REQUEST: Say how many lines contain the word "this". Only the number should be given.

DATA SUPPLIED:

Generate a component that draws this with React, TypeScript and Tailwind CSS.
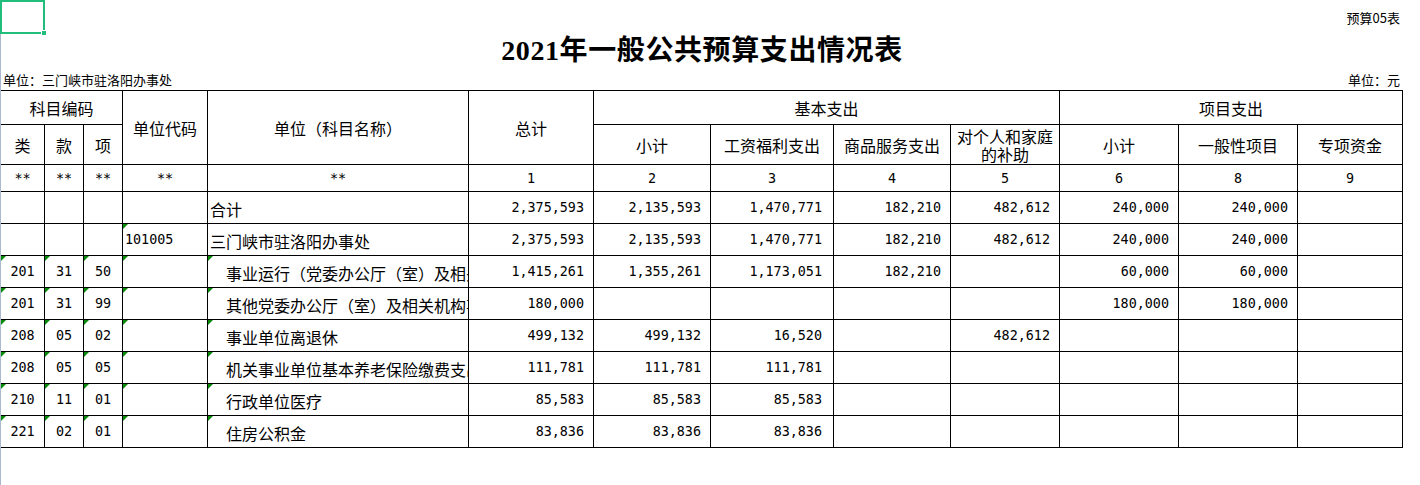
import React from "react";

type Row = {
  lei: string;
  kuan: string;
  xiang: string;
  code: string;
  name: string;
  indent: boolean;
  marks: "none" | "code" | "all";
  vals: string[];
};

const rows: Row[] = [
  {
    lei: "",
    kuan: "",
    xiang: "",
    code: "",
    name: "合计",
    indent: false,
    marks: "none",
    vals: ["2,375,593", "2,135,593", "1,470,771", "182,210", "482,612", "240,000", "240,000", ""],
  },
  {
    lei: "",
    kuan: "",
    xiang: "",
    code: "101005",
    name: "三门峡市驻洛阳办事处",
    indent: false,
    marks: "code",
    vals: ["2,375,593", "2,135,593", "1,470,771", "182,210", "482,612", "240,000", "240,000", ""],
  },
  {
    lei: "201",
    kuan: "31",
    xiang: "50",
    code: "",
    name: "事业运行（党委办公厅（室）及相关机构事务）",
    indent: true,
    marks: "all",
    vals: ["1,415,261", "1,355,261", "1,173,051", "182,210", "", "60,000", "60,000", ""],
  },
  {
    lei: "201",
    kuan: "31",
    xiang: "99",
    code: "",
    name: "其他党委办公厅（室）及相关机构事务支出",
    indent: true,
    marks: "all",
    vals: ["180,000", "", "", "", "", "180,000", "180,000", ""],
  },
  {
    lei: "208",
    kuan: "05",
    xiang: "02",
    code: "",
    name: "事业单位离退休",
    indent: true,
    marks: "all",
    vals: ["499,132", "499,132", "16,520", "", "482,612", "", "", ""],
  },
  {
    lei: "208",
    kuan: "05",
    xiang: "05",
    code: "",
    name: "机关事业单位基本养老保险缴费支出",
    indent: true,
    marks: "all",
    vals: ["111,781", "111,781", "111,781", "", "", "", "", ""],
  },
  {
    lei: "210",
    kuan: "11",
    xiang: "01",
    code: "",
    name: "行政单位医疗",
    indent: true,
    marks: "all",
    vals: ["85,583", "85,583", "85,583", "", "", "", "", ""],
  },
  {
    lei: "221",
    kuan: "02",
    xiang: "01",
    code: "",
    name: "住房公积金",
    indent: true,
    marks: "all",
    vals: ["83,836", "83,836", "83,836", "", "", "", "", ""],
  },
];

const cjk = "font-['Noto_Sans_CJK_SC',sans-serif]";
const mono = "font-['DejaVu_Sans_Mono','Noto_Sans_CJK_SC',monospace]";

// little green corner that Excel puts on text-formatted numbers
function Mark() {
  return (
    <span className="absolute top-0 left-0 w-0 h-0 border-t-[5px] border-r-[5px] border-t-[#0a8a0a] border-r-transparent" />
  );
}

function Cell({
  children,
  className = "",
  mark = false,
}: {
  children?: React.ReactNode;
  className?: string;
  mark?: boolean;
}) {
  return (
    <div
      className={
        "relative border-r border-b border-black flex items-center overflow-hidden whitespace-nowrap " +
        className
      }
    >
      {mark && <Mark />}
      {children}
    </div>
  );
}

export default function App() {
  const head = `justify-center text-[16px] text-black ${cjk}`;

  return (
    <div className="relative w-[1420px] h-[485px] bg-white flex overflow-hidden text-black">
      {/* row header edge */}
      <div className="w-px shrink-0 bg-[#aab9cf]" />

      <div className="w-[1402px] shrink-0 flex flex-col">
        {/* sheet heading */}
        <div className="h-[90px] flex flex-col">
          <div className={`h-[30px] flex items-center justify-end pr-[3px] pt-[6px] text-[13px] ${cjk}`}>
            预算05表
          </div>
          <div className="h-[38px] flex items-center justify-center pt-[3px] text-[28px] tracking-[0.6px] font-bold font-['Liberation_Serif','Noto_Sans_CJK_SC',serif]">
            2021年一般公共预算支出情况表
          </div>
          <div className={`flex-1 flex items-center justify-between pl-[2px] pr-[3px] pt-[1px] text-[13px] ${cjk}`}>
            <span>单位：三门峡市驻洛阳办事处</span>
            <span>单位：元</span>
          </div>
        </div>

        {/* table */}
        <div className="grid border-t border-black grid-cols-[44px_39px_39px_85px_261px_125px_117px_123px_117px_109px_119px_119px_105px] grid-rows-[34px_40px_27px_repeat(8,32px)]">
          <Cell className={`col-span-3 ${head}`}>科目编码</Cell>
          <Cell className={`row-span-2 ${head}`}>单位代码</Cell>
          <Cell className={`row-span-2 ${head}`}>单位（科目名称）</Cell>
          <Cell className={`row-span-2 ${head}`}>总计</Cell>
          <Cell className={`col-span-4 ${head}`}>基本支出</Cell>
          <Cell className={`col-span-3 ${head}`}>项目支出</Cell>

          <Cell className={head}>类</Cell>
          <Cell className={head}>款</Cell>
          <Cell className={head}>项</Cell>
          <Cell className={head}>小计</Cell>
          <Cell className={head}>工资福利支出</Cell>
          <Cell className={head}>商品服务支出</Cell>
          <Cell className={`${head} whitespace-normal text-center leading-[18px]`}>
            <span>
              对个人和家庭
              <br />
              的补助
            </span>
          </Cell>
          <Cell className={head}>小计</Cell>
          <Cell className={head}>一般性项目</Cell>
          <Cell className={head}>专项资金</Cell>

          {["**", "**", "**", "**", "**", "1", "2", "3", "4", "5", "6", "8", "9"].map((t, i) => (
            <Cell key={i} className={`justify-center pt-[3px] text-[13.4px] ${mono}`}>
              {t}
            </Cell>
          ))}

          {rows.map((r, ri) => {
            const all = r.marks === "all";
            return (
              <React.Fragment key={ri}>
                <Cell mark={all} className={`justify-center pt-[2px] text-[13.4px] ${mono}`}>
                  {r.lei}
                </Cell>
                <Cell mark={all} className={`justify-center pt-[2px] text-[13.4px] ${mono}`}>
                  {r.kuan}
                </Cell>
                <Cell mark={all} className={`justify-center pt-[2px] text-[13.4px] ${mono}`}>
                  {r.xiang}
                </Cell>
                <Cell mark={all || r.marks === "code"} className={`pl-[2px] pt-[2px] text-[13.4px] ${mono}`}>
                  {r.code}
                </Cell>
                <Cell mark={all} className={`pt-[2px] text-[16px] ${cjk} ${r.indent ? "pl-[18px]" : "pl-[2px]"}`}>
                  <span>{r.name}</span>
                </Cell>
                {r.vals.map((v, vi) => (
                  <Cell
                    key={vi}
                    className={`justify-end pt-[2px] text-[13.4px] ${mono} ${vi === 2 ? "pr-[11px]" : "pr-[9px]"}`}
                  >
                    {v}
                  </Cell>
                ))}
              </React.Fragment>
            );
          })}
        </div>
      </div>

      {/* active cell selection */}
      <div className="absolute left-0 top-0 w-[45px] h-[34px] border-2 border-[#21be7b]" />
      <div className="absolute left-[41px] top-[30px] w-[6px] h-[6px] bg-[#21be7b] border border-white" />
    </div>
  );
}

==

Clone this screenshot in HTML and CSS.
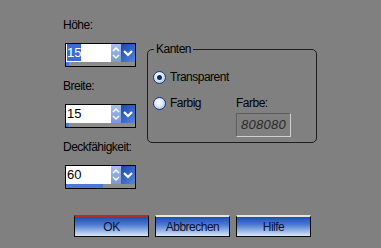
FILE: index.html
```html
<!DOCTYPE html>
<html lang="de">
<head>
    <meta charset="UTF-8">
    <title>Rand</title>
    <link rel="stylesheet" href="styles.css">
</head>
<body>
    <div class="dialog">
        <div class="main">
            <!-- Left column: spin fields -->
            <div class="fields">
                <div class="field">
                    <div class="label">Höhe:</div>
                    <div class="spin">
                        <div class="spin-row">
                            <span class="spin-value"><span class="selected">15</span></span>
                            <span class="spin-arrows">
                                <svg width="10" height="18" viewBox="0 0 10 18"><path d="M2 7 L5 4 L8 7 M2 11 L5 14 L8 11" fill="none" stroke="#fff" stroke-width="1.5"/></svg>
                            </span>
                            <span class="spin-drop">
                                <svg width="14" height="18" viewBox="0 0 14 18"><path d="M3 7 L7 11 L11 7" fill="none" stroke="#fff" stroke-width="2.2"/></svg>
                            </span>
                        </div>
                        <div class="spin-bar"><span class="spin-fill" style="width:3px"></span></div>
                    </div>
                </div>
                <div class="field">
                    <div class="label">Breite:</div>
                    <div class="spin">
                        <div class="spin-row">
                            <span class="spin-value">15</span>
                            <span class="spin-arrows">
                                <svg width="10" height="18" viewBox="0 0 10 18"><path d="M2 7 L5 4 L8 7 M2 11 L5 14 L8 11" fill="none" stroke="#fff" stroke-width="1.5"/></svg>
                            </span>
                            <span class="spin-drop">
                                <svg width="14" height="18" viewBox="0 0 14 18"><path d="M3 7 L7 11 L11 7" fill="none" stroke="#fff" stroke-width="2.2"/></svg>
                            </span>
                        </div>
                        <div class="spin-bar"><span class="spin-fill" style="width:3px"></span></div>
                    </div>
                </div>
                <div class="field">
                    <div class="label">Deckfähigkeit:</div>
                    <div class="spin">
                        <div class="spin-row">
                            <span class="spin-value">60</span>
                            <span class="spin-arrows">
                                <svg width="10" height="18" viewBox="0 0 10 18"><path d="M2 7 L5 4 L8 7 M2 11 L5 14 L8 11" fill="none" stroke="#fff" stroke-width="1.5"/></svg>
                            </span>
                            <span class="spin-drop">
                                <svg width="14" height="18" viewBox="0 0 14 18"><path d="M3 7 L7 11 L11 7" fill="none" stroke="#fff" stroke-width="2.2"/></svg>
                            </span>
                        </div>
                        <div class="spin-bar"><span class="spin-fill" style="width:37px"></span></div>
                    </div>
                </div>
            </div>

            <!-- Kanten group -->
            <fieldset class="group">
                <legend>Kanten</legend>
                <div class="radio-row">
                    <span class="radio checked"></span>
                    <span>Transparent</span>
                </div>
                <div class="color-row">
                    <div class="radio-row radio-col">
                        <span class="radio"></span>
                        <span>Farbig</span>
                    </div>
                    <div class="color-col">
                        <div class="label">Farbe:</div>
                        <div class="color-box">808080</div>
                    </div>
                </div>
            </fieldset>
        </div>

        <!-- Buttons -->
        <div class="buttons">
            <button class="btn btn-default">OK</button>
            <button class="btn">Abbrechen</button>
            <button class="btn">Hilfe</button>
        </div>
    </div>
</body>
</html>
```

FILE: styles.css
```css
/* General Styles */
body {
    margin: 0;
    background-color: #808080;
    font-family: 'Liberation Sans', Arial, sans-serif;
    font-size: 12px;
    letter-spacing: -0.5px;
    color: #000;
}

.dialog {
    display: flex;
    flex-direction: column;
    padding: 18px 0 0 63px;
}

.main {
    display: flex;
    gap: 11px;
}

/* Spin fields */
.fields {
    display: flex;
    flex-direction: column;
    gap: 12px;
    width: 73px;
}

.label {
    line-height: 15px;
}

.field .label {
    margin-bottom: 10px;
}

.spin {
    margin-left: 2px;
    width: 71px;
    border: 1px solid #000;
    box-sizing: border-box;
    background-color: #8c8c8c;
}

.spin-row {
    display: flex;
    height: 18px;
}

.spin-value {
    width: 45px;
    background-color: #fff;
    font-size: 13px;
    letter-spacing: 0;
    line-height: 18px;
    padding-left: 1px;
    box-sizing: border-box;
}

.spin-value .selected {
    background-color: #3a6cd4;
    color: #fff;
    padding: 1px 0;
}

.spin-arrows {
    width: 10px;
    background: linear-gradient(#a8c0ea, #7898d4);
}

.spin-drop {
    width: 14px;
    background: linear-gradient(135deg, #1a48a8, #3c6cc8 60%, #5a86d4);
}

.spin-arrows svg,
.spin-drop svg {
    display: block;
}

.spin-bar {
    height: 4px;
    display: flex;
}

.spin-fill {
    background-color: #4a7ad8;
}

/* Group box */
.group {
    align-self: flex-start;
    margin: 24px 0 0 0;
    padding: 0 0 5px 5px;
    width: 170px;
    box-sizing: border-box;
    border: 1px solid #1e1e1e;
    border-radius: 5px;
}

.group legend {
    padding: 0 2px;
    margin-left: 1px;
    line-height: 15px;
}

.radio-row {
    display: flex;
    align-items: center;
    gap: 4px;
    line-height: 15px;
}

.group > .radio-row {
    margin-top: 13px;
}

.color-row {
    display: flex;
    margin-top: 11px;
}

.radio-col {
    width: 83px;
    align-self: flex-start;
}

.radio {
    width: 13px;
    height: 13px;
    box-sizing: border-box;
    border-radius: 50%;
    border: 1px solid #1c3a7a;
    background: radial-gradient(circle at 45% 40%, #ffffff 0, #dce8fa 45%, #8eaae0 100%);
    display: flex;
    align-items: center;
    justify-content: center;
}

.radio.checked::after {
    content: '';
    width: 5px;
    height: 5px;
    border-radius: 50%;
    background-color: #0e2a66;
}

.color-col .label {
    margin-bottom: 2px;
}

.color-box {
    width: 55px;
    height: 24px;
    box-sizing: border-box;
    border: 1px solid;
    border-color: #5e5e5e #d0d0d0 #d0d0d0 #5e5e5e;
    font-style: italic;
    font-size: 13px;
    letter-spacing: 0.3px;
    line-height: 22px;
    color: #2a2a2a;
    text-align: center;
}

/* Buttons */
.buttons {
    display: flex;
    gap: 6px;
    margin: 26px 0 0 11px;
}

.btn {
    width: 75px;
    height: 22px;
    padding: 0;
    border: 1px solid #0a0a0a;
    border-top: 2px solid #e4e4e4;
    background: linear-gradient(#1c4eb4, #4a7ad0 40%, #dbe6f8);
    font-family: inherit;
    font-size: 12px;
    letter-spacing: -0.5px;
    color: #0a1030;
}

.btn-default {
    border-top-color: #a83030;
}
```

WRITTEN RESPONSE: 2